On the ground level, there are very specific problems that need to be addressed by specific market segments. For example, equipment makers are looking at improving the mobility of electrons and new fin materials, while EDA companies are focused on multipatterning rules, test and thermal analysis, along with myriad other things. Move up to 30,000 feet, however, and the view looks completely different. At that level the challenge becomes ecosystem choreography involving all of those changes and more.

To put this in perspective, at 130nm the shifts were in the hands of foundries, which passed down the changes to the EDA vendors and ultimately to the companies that utilized their services. At 14nm, the companies that need to jointly address future issues include EDA companies, foundries, chip makers—IDMs and fabless—materials researchers, equipment makers, packaging houses and IP vendors.

Even the rules of engagement are in flux, which is one of the key reasons why stacked die momentum has fallen apart. If companies cannot sort out liability issues at 20nm and 28nm, it’s only going to get tougher with ultra-thin 14nm logic die packaged with 40nm analog using either TSVs or interposers.

Moreover, each new step is very costly, and the results are uncertain.
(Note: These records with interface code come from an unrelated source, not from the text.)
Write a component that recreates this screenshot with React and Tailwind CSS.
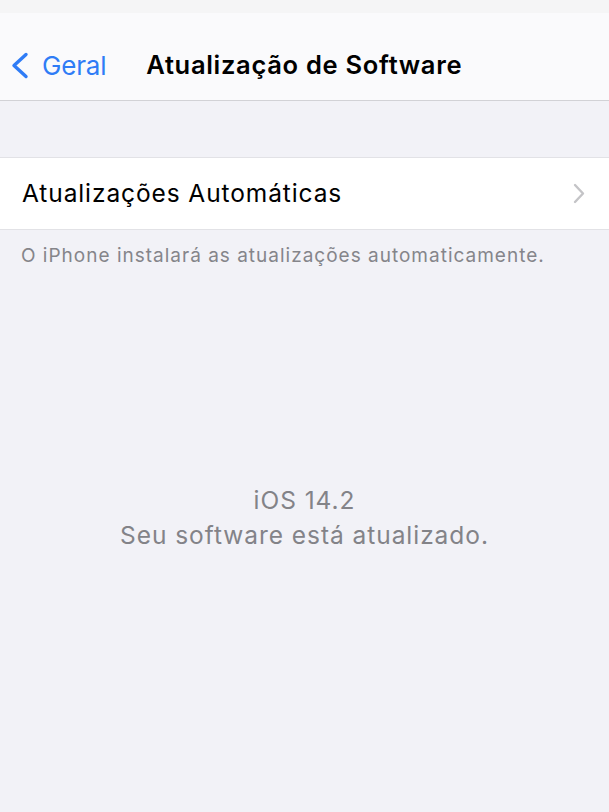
export default function App() {
  return (
    <div
      className="min-h-[812px] bg-[#f2f2f7] flex flex-col"
      style={{ fontFamily: "Inter, 'Liberation Sans', sans-serif" }}
    >
      {/* status strip */}
      <div className="h-[13px] bg-[#f5f5f6]" />

      {/* nav bar */}
      <div className="h-[88px] bg-[#fafafc] border-b border-[#d2d2d6] flex items-center pt-[18px]">
        <div className="flex items-center pl-[10px]">
          <svg width="19" height="27" viewBox="0 0 19 27" fill="none">
            <path
              d="M16 2.5 L4 13.5 L16 24.5"
              stroke="#2f7cf6"
              strokeWidth="3.4"
              strokeLinecap="round"
              strokeLinejoin="round"
            />
          </svg>
          <span className="ml-[13px] text-[26px] text-[#2f7cf6] tracking-[-0.2px]">
            Geral
          </span>
        </div>
        <div className="ml-[40px] text-[25.5px] font-semibold text-black tracking-[0.7px]">
          Atualização de Software
        </div>
      </div>

      <div className="h-[56px]" />

      {/* row */}
      <div className="h-[73px] bg-white border-t border-b border-[#e2e2e6] flex items-center justify-between pl-[22px] pr-[24px]">
        <span className="text-[24.5px] text-black tracking-[0.9px]">
          Atualizações Automáticas
        </span>
        <svg width="12" height="21" viewBox="0 0 12 21" fill="none">
          <path
            d="M2 2 L10 10.5 L2 19"
            stroke="#c4c4c7"
            strokeWidth="2.4"
            strokeLinecap="round"
            strokeLinejoin="round"
          />
        </svg>
      </div>

      <div className="pl-[21px] pt-[12px] text-[19px] text-[#85858a] tracking-[1px]">
        O iPhone instalará as atualizações automaticamente.
      </div>

      <div className="mt-[212px] flex flex-col items-center text-[#838388] text-[24.5px] leading-[35px] tracking-[0.95px]">
        <span>iOS 14.2</span>
        <span>Seu software está atualizado.</span>
      </div>
    </div>
  );
}
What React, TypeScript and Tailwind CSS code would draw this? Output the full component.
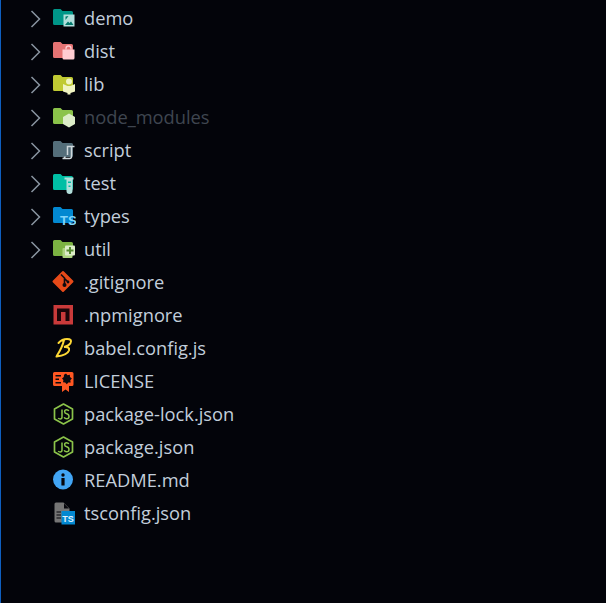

EUV clearly will play a role in advanced lithography, but most likely not the one that was envisioned before billions of dollars were poured into research. The probable scenario is that it will become one of several lithography approaches used, along with multi-patterning and DSA, rather than the lithography approach. And despite all the ruckus, the jury is still out on 450mm wafers, because there are some doubts about whether enough companies actually will benefit from it to warrant the investment.

Moreover, it’s not just one company that has to agree on the direction these days. It’s an ecosystem of many companies. Even Intel and Samsung can’t afford to go it alone, which is why they have opened their doors to foundry customers and increasingly are purchasing third-party IP. Add in a slew of new materials, process steps and packaging options that need to be tested and re-tested, with complex processes that need to be understood by tools and design teams, and the costs begin to spiral out of control.

The semiconductor industry will solve these issues, of course, one by one. It will even integrate all of these solutions across an increasingly complex supply chain. But at an ecosystem level, those advances will have to become far more measured, be implemented more slowly, and they will require more buy-in from many more players.